In 1988, he observed: “The first struggle, that of liberation, is over and now we are faced with the struggle to create a nation and for development to eliminate the problems that have faced us for almost 100 years.”

Speaking to The Herald on September 27, 1988, he cautioned that independence without unity was hollow:
“Although we are independent, we are not fully free . . . It would be terrible . . . if we used the weapons we got to free our country against each other.

“We must unite and be an example.”
Earlier, on February 16, 1980, addressing 5 000 people at Mandava Stadium in Zvishavane, Dr Nkomo urged citizens not to fear choosing leaders aligned with their aspirations.

“This country wasn’t freed just by men with guns . . .
“It was a combination of all of you.

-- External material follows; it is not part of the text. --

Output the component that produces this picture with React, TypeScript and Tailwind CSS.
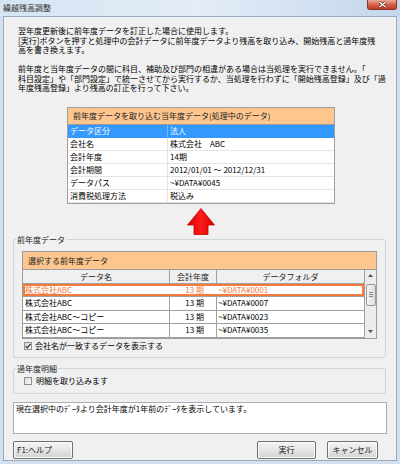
import React from "react";

const topRows: [string, string][] = [
  ["データ区分", "法人"],
  ["会社名", "株式会社　ABC"],
  ["会計年度", "14期"],
  ["会計期間", "2012/01/01 ～ 2012/12/31"],
  ["データパス", "~¥DATA¥0045"],
  ["消費税処理方法", "税込み"],
];

const prevRows: [string, string, string][] = [
  ["株式会社ABC", "13 期", "~¥DATA¥0001"],
  ["株式会社ABC", "13 期", "~¥DATA¥0007"],
  ["株式会社ABC～コピー", "13 期", "~¥DATA¥0023"],
  ["株式会社ABC～コピー", "13 期", "~¥DATA¥0035"],
];

function CheckBox({ checked }: { checked?: boolean }) {
  return (
    <div className="w-[8px] h-[8px] border border-[#8e8f8f] bg-gradient-to-br from-[#dcdcdc] to-[#fbfbfb] flex items-center justify-center shrink-0">
      {checked && (
        <svg width="6" height="6" viewBox="0 0 6 6">
          <path d="M0.6 3.1 L2.3 4.8 L5.4 1" fill="none" stroke="#2a2a2a" strokeWidth="1.2" />
        </svg>
      )}
    </div>
  );
}

function Button({ label, className }: { label: string; className: string }) {
  return (
    <div
      className={
        "h-[18px] border border-[#707070] rounded-[2px] bg-gradient-to-b from-[#f4f4f4] via-[#e6e6e6] to-[#d2d2d2] leading-[16px] text-[8px] text-[#1a1a1a] shadow-[inset_0_0_0_1px_#fbfbfb] " +
        className
      }
    >
      {label}
    </div>
  );
}

export default function App() {
  return (
    <div className="w-[400px] h-[464px] flex flex-col bg-[#d3e0ee] font-['Noto_Sans_CJK_JP',sans-serif] text-[8px] text-black overflow-hidden">
      {/* title bar */}
      <div className="h-[16px] shrink-0 flex items-start justify-between bg-gradient-to-r from-[#d6e4f2] via-[#e3ecf7] to-[#c4d7ed]">
        <span className="ml-[3px] mt-[3px] leading-[9px] text-[#303030]">繰越残高調整</span>
        <div className="mr-[3px] w-[30px] h-[10px] rounded-b-[3px] border border-t-0 border-[#8a3424] bg-gradient-to-b from-[#e9a898] via-[#d5634c] to-[#c23a24] flex items-center justify-center">
          <svg width="9" height="7" viewBox="0 0 9 7">
            <path d="M1.5 1 L7.5 6 M7.5 1 L1.5 6" stroke="#5a1a10" strokeWidth="2.6" />
            <path d="M1.5 1 L7.5 6 M7.5 1 L1.5 6" stroke="#ffffff" strokeWidth="1.5" />
          </svg>
        </div>
      </div>

      {/* client area */}
      <div className="mx-[3px] h-[445px] border border-[#9aabc0] bg-[#f0f0f0] flex flex-col items-start">
        {/* intro text */}
        <div className="ml-[14px] mt-[9px] leading-[9.5px] whitespace-nowrap">
          <p>翌年度更新後に前年度データを訂正した場合に使用します。</p>
          <p>[実行]ボタンを押すと処理中の会計データに前年度データより残高を取り込み、開始残高と過年度残</p>
          <p>高を書き換えます。</p>
          <p className="h-[9.5px]"></p>
          <p>前年度と当年度データの間に科目、補助及び部門の相違がある場合は当処理を実行できません。「</p>
          <p>科目設定」や「部門設定」で統一させてから実行するか、当処理を行わずに「開始残高登録」及び「過</p>
          <p>年度残高登録」より残高の訂正を行って下さい。</p>
        </div>

        {/* current year table */}
        <div className="ml-[63px] mt-[14px] w-[268px] border border-[#a0a0a0] bg-white">
          <div className="h-[17px] bg-[#fdc68e] border-b border-[#9a9a9a] pl-[5px] leading-[16px] text-[#222]">
            前年度データを取り込む当年度データ(処理中のデータ)
          </div>
          {topRows.map(([k, v], i) => (
            <div
              key={k}
              className={
                "flex h-[13px] leading-[12px] border-b " +
                (i === 0 ? "bg-[#3399ff] text-white border-[#3399ff]" : "border-[#e4e4e4]")
              }
            >
              <div className={"w-[100px] pl-[2px] border-r " + (i === 0 ? "border-[#7ab8f5]" : "border-[#e4e4e4]")}>{k}</div>
              <div className="flex-1 pl-[2px]">{v}</div>
            </div>
          ))}
        </div>

        {/* red arrow */}
        <svg className="ml-[183px] mt-[4px]" width="28" height="27" viewBox="0 0 28 27">
          <defs>
            <linearGradient id="ar" x1="0" x2="1" y1="0" y2="0">
              <stop offset="0" stopColor="#d00000" />
              <stop offset="0.5" stopColor="#ff1a1a" />
              <stop offset="1" stopColor="#d00000" />
            </linearGradient>
          </defs>
          <polygon points="14,0.5 27.5,17 21,17 21,26.5 7,26.5 7,17 0.5,17" fill="url(#ar)" stroke="#c80000" strokeWidth="0.8" />
        </svg>

        {/* previous year group */}
        <fieldset className="ml-[9px] w-[373px] border border-[#d0d5da] rounded-[2px] p-0 pb-[6px]">
          <legend className="ml-[2px] px-[1px] leading-[10px] text-[#222]">前年度データ</legend>
          <div className="pl-[8px] pt-[6px]">
            <div className="w-[355px] border border-[#9c9c9c] bg-white">
              <div className="h-[18px] bg-[#fdc68e] border-b border-[#9c9c9c] pl-[5px] leading-[17px] text-[#222]">
                選択する前年度データ
              </div>
              <div className="flex">
                <div className="w-[341px]">
                  <div className="flex h-[14px] leading-[13px] bg-[#f0f0f0] border-b border-[#a0a0a0] text-[#222]">
                    <div className="w-[147px] text-center border-r border-[#a0a0a0]">データ名</div>
                    <div className="w-[47px] text-center border-r border-[#a0a0a0]">会計年度</div>
                    <div className="flex-1 text-center">データフォルダ</div>
                  </div>
                  {prevRows.map(([n, y, f], i) => (
                    <div
                      key={i}
                      className={
                        "flex h-[13.5px] leading-[12.5px] border-b border-[#a0a0a0] " +
                        (i === 0 ? "text-[#f47a3a] shadow-[inset_0_0_0_2px_#f47b3b]" : "text-black")
                      }
                    >
                      <div className={"w-[147px] pl-[2px] border-r " + (i === 0 ? "border-transparent" : "border-[#a0a0a0]")}>{n}</div>
                      <div className={"w-[47px] text-right pr-[12px] border-r " + (i === 0 ? "border-transparent" : "border-[#a0a0a0]")}>{y}</div>
                      <div className="flex-1 pl-[1px]">{f}</div>
                    </div>
                  ))}
                </div>
                {/* scrollbar */}
                <div className="w-[12px] bg-[#ececec] border-l border-[#a0a0a0] flex flex-col items-center">
                  <div className="h-[12px] w-full flex items-center justify-center">
                    <svg width="5" height="3" viewBox="0 0 5 3"><polygon points="2.5,0 5,3 0,3" fill="#555" /></svg>
                  </div>
                  <div className="mt-[2px] h-[22px] w-[10px] rounded-[2px] border border-[#9a9a9a] bg-gradient-to-r from-[#f4f4f4] to-[#dcdcdc] flex flex-col items-center justify-center gap-[1px]">
                    <div className="w-[4px] h-px bg-[#888]" />
                    <div className="w-[4px] h-px bg-[#888]" />
                    <div className="w-[4px] h-px bg-[#888]" />
                  </div>
                  <div className="flex-1" />
                  <div className="h-[12px] w-full flex items-center justify-center">
                    <svg width="5" height="3" viewBox="0 0 5 3"><polygon points="0,0 5,0 2.5,3" fill="#555" /></svg>
                  </div>
                </div>
              </div>
            </div>
          </div>
          <div className="ml-[10px] mt-[2px] flex items-center gap-[3px] h-[10px]">
            <CheckBox checked />
            <span className="leading-[10px]">会社名が一致するデータを表示する</span>
          </div>
        </fieldset>

        {/* past detail group */}
        <fieldset className="ml-[9px] mt-[6px] w-[373px] border border-[#d0d5da] rounded-[2px] p-0 pb-[7px]">
          <legend className="ml-[2px] px-[1px] leading-[10px] text-[#222]">過年度明細</legend>
          <div className="ml-[10px] mt-[2px] flex items-center gap-[4px] h-[10px]">
            <CheckBox />
            <span className="leading-[10px]">明細を取り込みます</span>
          </div>
        </fieldset>

        {/* message box */}
        <div className="ml-[9px] mt-[8px] w-[374px] h-[32px] border border-[#abadb3] bg-white pl-[2px] pt-[1px] leading-[10px]">
          現在選択中のﾃﾞｰﾀより会計年度が1年前のﾃﾞｰﾀを表示しています。
        </div>

        {/* buttons */}
        <div className="mt-[7px] flex w-full">
          <Button label="F1:ヘルプ" className="ml-[9px] w-[60px] pl-[3px]" />
          <Button label="実行" className="ml-[184px] w-[59px] text-center" />
          <Button label="キャンセル" className="ml-[11px] w-[51px] text-center" />
        </div>
      </div>
    </div>
  );
}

You must now combine to give a reasonable Government that will see to it that this country is peaceful,” he said.

He warned against division, saying: “There are stories going around that this country is going to be divided. It must not be divided, and all leaders must warn their followers against this sort of thing.

“Our primary task is to create one nation. All those fighters in unmarked graves died to liberate all of Zimbabwe as a single nation.”

Opening the Nkayi District Council, Dr Nkomo reminded councillors that leadership was service.
“Councillors are there for the benefit of the people . . . No country is without problems . . . We must all work to solve the problems as they come” (The Herald, March 30, 1981), Father Zimbabwe stressed.

On land resettlement, he called for patience and responsibility: “When you eventually get your land, make sure you know how to use it. We do not want to see this country turned into a desert” (The Herald, March 30, 1981).

Dr Joshua Nkomo’s vision of unity was never episodic. It was philosophical, moral and practical — anchored in sacrifice, inclusivity and the belief that Zimbabwe could only endure as one people, one nation.